2. The antenna arrangement of claim 1, wherein the ratio is the same in at least two power dividers.

3. The antenna arrangement of claim 1, wherein the ratio in a power divider is larger or smaller than 1:1.

4. The antenna arrangement of claim 1, comprising more than two antenna units.

5. The antenna arrangement of claim 1, wherein first and second adjacent antenna units cooperate in pairs, so that the two output ports of the network in one of the antenna units in a pair are connected to the antenna elements of the first polarization in both antenna units, and the two output ports of the other network in said pair are connected to the antenna elements of the other polarization in both antenna units.

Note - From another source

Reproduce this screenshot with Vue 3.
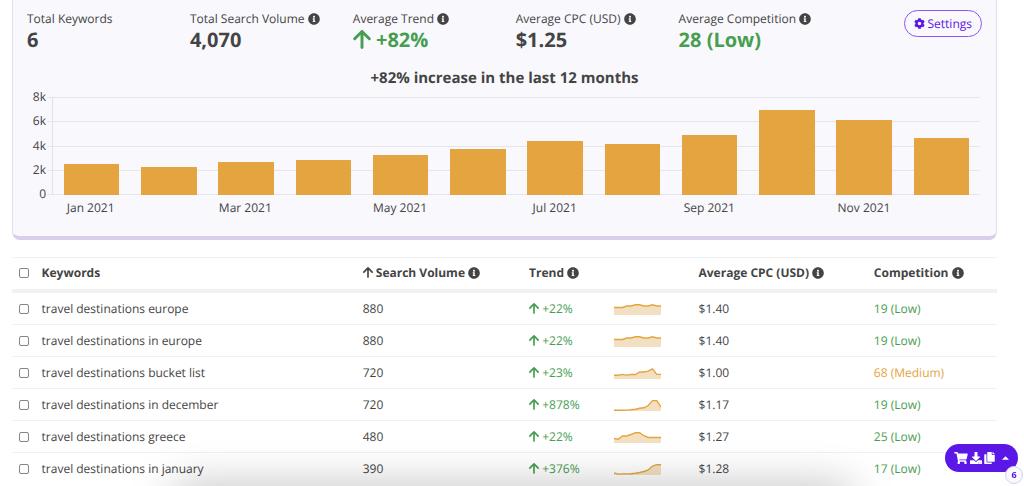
<script setup>
import { ref } from 'vue'

const INFO =
  'M256 8C119.043 8 8 119.083 8 256c0 136.997 111.043 248 248 248s248-111.003 248-248C504 119.083 392.957 8 256 8zm0 110c23.196 0 42 18.804 42 42s-18.804 42-42 42-42-18.804-42-42 18.804-42 42-42zm56 254c0 6.627-5.373 12-12 12h-88c-6.627 0-12-5.373-12-12v-24c0-6.627 5.373-12 12-12h12v-64h-12c-6.627 0-12-5.373-12-12v-24c0-6.627 5.373-12 12-12h64c6.627 0 12 5.373 12 12v100h12c6.627 0 12 5.373 12 12v24z'
const ARROW = 'M7 13V2M2 7L7 2L12 7'

const stats = [
  { label: 'Total Keywords', value: '6' },
  { label: 'Total Search Volume', value: '4,070', info: true },
  { label: 'Average Trend', value: '+82%', info: true, good: true, arrow: true },
  { label: 'Average CPC (USD)', value: '$1.25', info: true },
  { label: 'Average Competition', value: '28 (Low)', info: true, good: true },
]

const max = 8000
const ticks = ['8k', '6k', '4k', '2k', '0']
const months = [
  { label: 'Jan 2021', volume: 2520 },
  { label: '', volume: 2260 },
  { label: 'Mar 2021', volume: 2680 },
  { label: '', volume: 2880 },
  { label: 'May 2021', volume: 3230 },
  { label: '', volume: 3790 },
  { label: 'Jul 2021', volume: 4390 },
  { label: '', volume: 4140 },
  { label: 'Sep 2021', volume: 4930 },
  { label: '', volume: 6980 },
  { label: 'Nov 2021', volume: 6140 },
  { label: '', volume: 4620 },
]

const europe = [7.5, 7.5, 7.5, 9, 9, 10.2, 10.2, 9, 9, 10.2, 9, 9]
const rows = ref([
  { keyword: 'travel destinations europe', volume: 880, trend: '+22%', cpc: '$1.40', comp: '19 (Low)', level: 'low', spark: europe },
  { keyword: 'travel destinations in europe', volume: 880, trend: '+22%', cpc: '$1.40', comp: '19 (Low)', level: 'low', spark: europe },
  { keyword: 'travel destinations bucket list', volume: 720, trend: '+23%', cpc: '$1.00', comp: '68 (Medium)', level: 'medium', spark: [3.8, 3.8, 4.6, 3.9, 4.5, 4.5, 7, 7, 7.8, 10.2, 4.6, 4.6] },
  { keyword: 'travel destinations in december', volume: 720, trend: '+878%', cpc: '$1.17', comp: '19 (Low)', level: 'low', spark: [0.7, 0.7, 0.8, 0.9, 1.2, 1.7, 2.7, 3.2, 5.5, 10.4, 10.4, 4] },
  { keyword: 'travel destinations greece', volume: 480, trend: '+22%', cpc: '$1.27', comp: '25 (Low)', level: 'low', spark: [4.5, 3.7, 7, 7, 8.5, 10.3, 10.3, 7.3, 5.5, 5.5, 5.5, 5.5] },
  { keyword: 'travel destinations in january', volume: 390, trend: '+376%', cpc: '$1.28', comp: '17 (Low)', level: 'low', spark: [2.2, 0.9, 1.1, 1.1, 1.3, 1.8, 2.5, 3.5, 5, 9, 10.3, 10.3] },
])

const linePoints = (values) =>
  values.map((v, i) => `${((i * 47) / (values.length - 1)).toFixed(1)},${(12 - v).toFixed(1)}`).join(' ')
const areaPoints = (values) => `0,12 ${linePoints(values)} 47,12`
</script>

<template>
  <main class="page">
    <section class="summary">
      <div class="top">
        <dl class="stats">
          <div v-for="s in stats" :key="s.label" class="stat">
            <dt>
              {{ s.label }}
              <svg v-if="s.info" class="info" viewBox="0 0 512 512" aria-hidden="true"><path :d="INFO" /></svg>
            </dt>
            <dd :class="{ good: s.good }">
              <svg v-if="s.arrow" class="arrow big" viewBox="1 1 12 13" aria-hidden="true"><path :d="ARROW" /></svg>
              {{ s.value }}
            </dd>
          </div>
        </dl>
        <button type="button" class="settings">
          <svg class="gear" viewBox="0 0 512 512" aria-hidden="true">
            <path d="M487.4 315.7l-42.6-24.6c4.3-23.2 4.3-47 0-70.2l42.6-24.6c4.9-2.8 7.1-8.6 5.5-14-11.1-35.6-30-67.8-54.7-94.6-3.8-4.1-10-5.1-14.8-2.3L380.8 110c-17.9-15.4-38.5-27.3-60.8-35.1V25.8c0-5.6-3.9-10.5-9.4-11.7-36.7-8.2-74.3-7.8-109.2 0-5.5 1.2-9.4 6.1-9.4 11.7V75c-22.2 7.9-42.8 19.8-60.8 35.1L88.7 85.5c-4.9-2.8-11-1.9-14.8 2.3-24.7 26.7-43.6 58.9-54.7 94.6-1.7 5.4.6 11.2 5.5 14L67.3 221c-4.3 23.2-4.3 47 0 70.2l-42.6 24.6c-4.9 2.8-7.1 8.6-5.5 14 11.1 35.6 30 67.8 54.7 94.6 3.8 4.1 10 5.1 14.8 2.3l42.6-24.6c17.9 15.4 38.5 27.3 60.8 35.1v49.2c0 5.6 3.9 10.5 9.4 11.7 36.7 8.2 74.3 7.8 109.2 0 5.5-1.2 9.4-6.1 9.4-11.7v-49.2c22.2-7.9 42.8-19.8 60.8-35.1l42.6 24.6c4.9 2.8 11 1.9 14.8-2.3 24.7-26.7 43.6-58.9 54.7-94.6 1.5-5.5-.7-11.3-5.6-14.1zM256 336c-44.1 0-80-35.9-80-80s35.9-80 80-80 80 35.9 80 80-35.9 80-80 80z" />
          </svg>
          Settings
        </button>
      </div>

      <h2>+82% increase in the last 12 months</h2>

      <div class="chart">
        <div class="ticks">
          <span v-for="t in ticks" :key="t">{{ t }}</span>
        </div>
        <div class="plot">
          <div class="lines"><i v-for="t in ticks" :key="t"></i></div>
          <div v-for="(m, i) in months" :key="i" class="slot">
            <div class="bar" :style="{ height: (m.volume / max) * 100 + '%' }"></div>
          </div>
        </div>
        <div class="months">
          <span v-for="(m, i) in months" :key="i">{{ m.label }}</span>
        </div>
      </div>
    </section>

    <table>
      <colgroup>
        <col class="c-check" /><col class="c-keyword" /><col class="c-volume" /><col class="c-trend" />
        <col class="c-spark" /><col class="c-cpc" /><col class="c-comp" />
      </colgroup>
      <thead>
        <tr>
          <th class="check"><input type="checkbox" aria-label="Select all keywords" /></th>
          <th>Keywords</th>
          <th>
            <svg class="arrow" viewBox="1 1 12 13" aria-hidden="true"><path :d="ARROW" /></svg>
            Search Volume
            <svg class="info" viewBox="0 0 512 512" aria-hidden="true"><path :d="INFO" /></svg>
          </th>
          <th colspan="2">
            Trend
            <svg class="info" viewBox="0 0 512 512" aria-hidden="true"><path :d="INFO" /></svg>
          </th>
          <th>
            Average CPC (USD)
            <svg class="info" viewBox="0 0 512 512" aria-hidden="true"><path :d="INFO" /></svg>
          </th>
          <th>
            Competition
            <svg class="info" viewBox="0 0 512 512" aria-hidden="true"><path :d="INFO" /></svg>
          </th>
        </tr>
      </thead>
      <tbody>
        <tr v-for="(r, i) in rows" :key="r.keyword">
          <td class="check"><input :id="'kw' + i" type="checkbox" /></td>
          <td><label :for="'kw' + i">{{ r.keyword }}</label></td>
          <td>{{ r.volume }}</td>
          <td class="low">
            <svg class="arrow" viewBox="1 1 12 13" aria-hidden="true"><path :d="ARROW" /></svg>
            {{ r.trend }}
          </td>
          <td>
            <svg class="spark" viewBox="0 0 47 12" aria-hidden="true">
              <polygon :points="areaPoints(r.spark)" />
              <polyline :points="linePoints(r.spark)" />
            </svg>
          </td>
          <td>{{ r.cpc }}</td>
          <td :class="r.level">{{ r.comp }}</td>
        </tr>
      </tbody>
    </table>

    <div class="drawer"></div>

    <button type="button" class="cart" aria-label="Selected keywords actions">
      <svg class="i-cart" viewBox="0 0 576 512" aria-hidden="true">
        <path d="M528.12 301.319l47.273-208C578.806 78.301 567.391 64 551.99 64H159.208l-9.166-44.81C147.758 8.021 137.93 0 126.529 0H24C10.745 0 0 10.745 0 24v16c0 13.255 10.745 24 24 24h69.883l70.248 343.435C147.325 417.1 136 435.222 136 456c0 30.928 25.072 56 56 56s56-25.072 56-56c0-15.674-6.447-29.835-16.824-40h209.647C430.447 426.165 424 440.326 424 456c0 30.928 25.072 56 56 56s56-25.072 56-56c0-22.172-12.888-41.332-31.579-50.405l5.517-24.276c3.413-15.018-8.002-29.319-23.403-29.319H218.117l-6.545-32h293.145c11.206 0 20.92-7.754 23.403-18.681z" />
      </svg>
      <svg class="i-down" viewBox="0 0 512 512" aria-hidden="true">
        <path d="M216 0h80c13.3 0 24 10.7 24 24v168h87.7c17.8 0 26.7 21.5 14.1 34.1L269.7 378.3c-7.5 7.5-19.8 7.5-27.3 0L90.1 226.1c-12.6-12.6-3.7-34.1 14.1-34.1H192V24c0-13.3 10.7-24 24-24zm296 376v112c0 13.3-10.7 24-24 24H24c-13.3 0-24-10.7-24-24V376c0-13.3 10.7-24 24-24h146.7l49 49c20.1 20.1 52.5 20.1 72.6 0l49-49H488c13.3 0 24 10.7 24 24zm-124 88c0-11-9-20-20-20s-20 9-20 20 9 20 20 20 20-9 20-20zm64 0c0-11-9-20-20-20s-20 9-20 20 9 20 20 20 20-9 20-20z" />
      </svg>
      <svg class="i-copy" viewBox="0 0 448 512" aria-hidden="true">
        <path d="M320 448v40c0 13.255-10.745 24-24 24H24c-13.255 0-24-10.745-24-24V120c0-13.255 10.745-24 24-24h72v296c0 30.879 25.121 56 56 56h168zm0-344V0H152c-13.255 0-24 10.745-24 24v368c0 13.255 10.745 24 24 24h272c13.255 0 24-10.745 24-24V128H344c-13.2 0-24-10.8-24-24zm120.971-31.029L375.029 7.029A24 24 0 0 0 358.059 0H352v96h96v-6.059a24 24 0 0 0-7.029-16.97z" />
      </svg>
      <svg class="i-caret" viewBox="0 0 8 4" aria-hidden="true"><path d="M0 4L4 0L8 4Z" /></svg>
      <span class="count">6</span>
    </button>
  </main>
</template>

<style>
body {
  overflow: hidden;
  background: #fff;
}
</style>

<style scoped>
.page {
  padding: 0 27px 0 12px;
  font-family: 'Open Sans', 'Noto Sans', sans-serif;
  font-size: 12px;
  line-height: 16px;
  color: #444;
  text-rendering: geometricPrecision;
}
svg {
  fill: currentColor;
}
.info {
  width: 12px;
  height: 12px;
  vertical-align: -2px;
}
.arrow {
  width: 10px;
  height: 11px;
  vertical-align: -1px;
}
.arrow path {
  fill: none;
  stroke: currentColor;
  stroke-width: 2;
  stroke-linecap: round;
  stroke-linejoin: round;
}
.arrow.big {
  width: 18px;
  height: 19px;
  vertical-align: -2px;
}

.summary {
  padding: 10px 14px 20px;
  border: solid #e2e0ea;
  border-width: 0 1px 4px;
  border-bottom-color: #d9ceec;
  border-radius: 0 0 8px 8px;
  background: #f9f8fd;
}
.top {
  display: flex;
  align-items: flex-start;
}
.stats {
  flex: 1;
  display: grid;
  grid-template-columns: repeat(5, 1fr);
  margin: 0;
  padding: 1px 62px 0 0;
}
.stat {
  white-space: nowrap;
}
dd {
  margin: 0;
  font-size: 20px;
  line-height: 26px;
  font-weight: 700;
}
.good,
.low {
  color: #469e50;
}
.medium {
  color: #e4a540;
}
.settings {
  display: flex;
  align-items: center;
  gap: 3px;
  height: 27px;
  padding: 0 9px;
  border: 1px solid #8a55f2;
  border-radius: 14px;
  background: transparent;
  color: #5a17e6;
  font: inherit;
  text-rendering: inherit;
}
.gear {
  width: 11px;
  height: 11px;
}
h2 {
  margin: 16px 0 10px;
  font-size: 15px;
  line-height: 18px;
  font-weight: 700;
  text-align: center;
}

.chart {
  display: grid;
  grid-template-columns: 19px 1fr;
  grid-template-rows: 98px auto;
  column-gap: 6px;
  padding-right: 2px;
}
.ticks {
  display: flex;
  flex-direction: column;
  justify-content: space-between;
  margin: -8px 0 -7px;
  text-align: right;
}
.plot {
  position: relative;
  display: flex;
  border-left: 1px solid #e2e1e7;
}
.lines {
  position: absolute;
  inset: 0 0 0 -6px;
  display: flex;
  flex-direction: column;
  justify-content: space-between;
}
.lines i {
  height: 1px;
  background: #e6e5eb;
}
.slot {
  position: relative;
  flex: 1;
  display: flex;
  align-items: flex-end;
  justify-content: center;
}
.bar {
  width: 72%;
  background: #e4a540;
}
.months {
  grid-column: 2;
  display: grid;
  grid-template-columns: repeat(12, 1fr);
  padding-top: 5px;
  text-align: center;
  white-space: nowrap;
}

table {
  width: 100%;
  margin-top: 17px;
  table-layout: fixed;
  border-collapse: separate;
  border-spacing: 0;
}
.c-check { width: 3%; }
.c-keyword { width: 32.6%; }
.c-volume { width: 16.9%; }
.c-trend { width: 8.6%; }
.c-spark { width: 8.6%; }
.c-cpc { width: 17.8%; }
.c-comp { width: 12.5%; }
th,
td {
  padding: 8px 0 7px;
  text-align: left;
  white-space: nowrap;
  border-bottom: 1px solid #f1f1f1;
}
th {
  padding: 7px 0 8px;
  border-top: 1px solid #f1f1f1;
  border-bottom: 4px solid #f1f1f1;
}
tbody tr:last-child td {
  border-bottom: 0;
}
.check {
  line-height: 0;
  padding-left: 7px;
}
input {
  appearance: none;
  width: 10px;
  height: 10px;
  margin: 0;
  border: 1px solid #858585;
  border-radius: 2px;
  background: #fff;
}
.spark {
  display: block;
  width: 47px;
  height: 12px;
}
.spark polygon {
  fill: #f3e0c0;
}
.spark polyline {
  fill: none;
  stroke: #e4a540;
  stroke-width: 1.4;
}

.drawer {
  position: fixed;
  left: 17%;
  right: 17%;
  bottom: -24px;
  height: 20px;
  box-shadow: 0 0 44px rgba(0, 0, 0, 0.4);
}
.cart {
  position: fixed;
  right: 6px;
  bottom: 14px;
  display: flex;
  align-items: center;
  gap: 2px;
  height: 28px;
  padding: 0 9px;
  border: 0;
  border-radius: 14px;
  background: #5a17e6;
  color: #fff;
  font: inherit;
}
.i-cart { width: 14px; height: 12px; }
.i-down { width: 12px; height: 12px; }
.i-copy { width: 11px; height: 12px; }
.i-caret { width: 7px; height: 4px; margin-left: 5px; }
.count {
  position: absolute;
  right: -5px;
  bottom: -12px;
  width: 16px;
  border: 1px solid #d9ceec;
  border-radius: 50%;
  background: #f9f8fd;
  color: #5a17e6;
  font-size: 9px;
  font-weight: 700;
  line-height: 16px;
  text-align: center;
}
</style>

6. The antenna arrangement of claim 1, wherein the antenna units cooperate in pairs, so that the major part from the splitters in both antenna units of said pair are connected to either the sum or difference port of adjacent antenna networks, and the minor part is connected to the other of the sum or difference port of adjacent antenna networks.

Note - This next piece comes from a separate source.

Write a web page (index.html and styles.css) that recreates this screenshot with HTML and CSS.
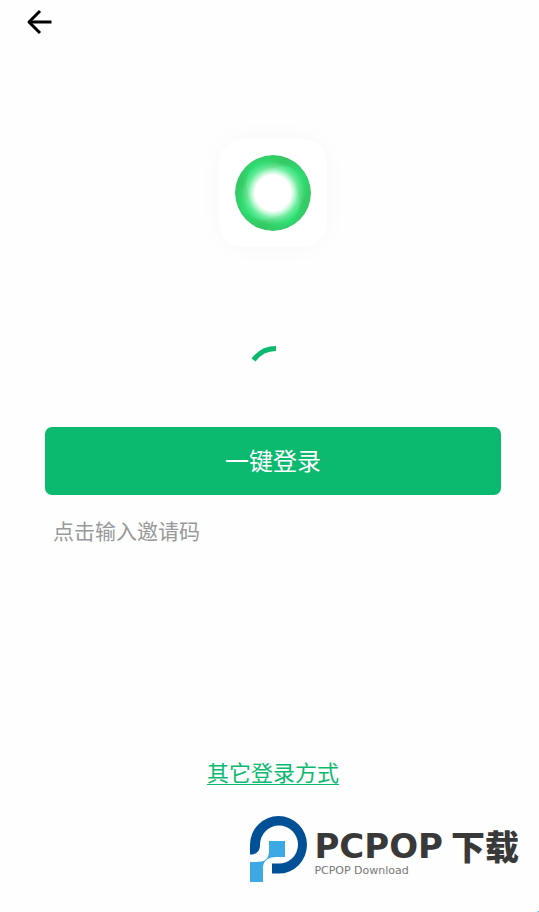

7. The antenna arrangement of claim 1, wherein the ratio in at least one power divider involves both amplitude and phase, in order to affect the polarization of the signals.

8. The antenna arrangement of claim 1, wherein the antenna units are arranged to be used both for transmission and for reception, so that the dividers function as a divider upon transmission and as a combiner upon reception.

9. The antenna arrangement of claim 1, wherein the first phase relation is zero degrees.

10. The antenna arrangement of claim 1, wherein the second phase relation is 180 degrees.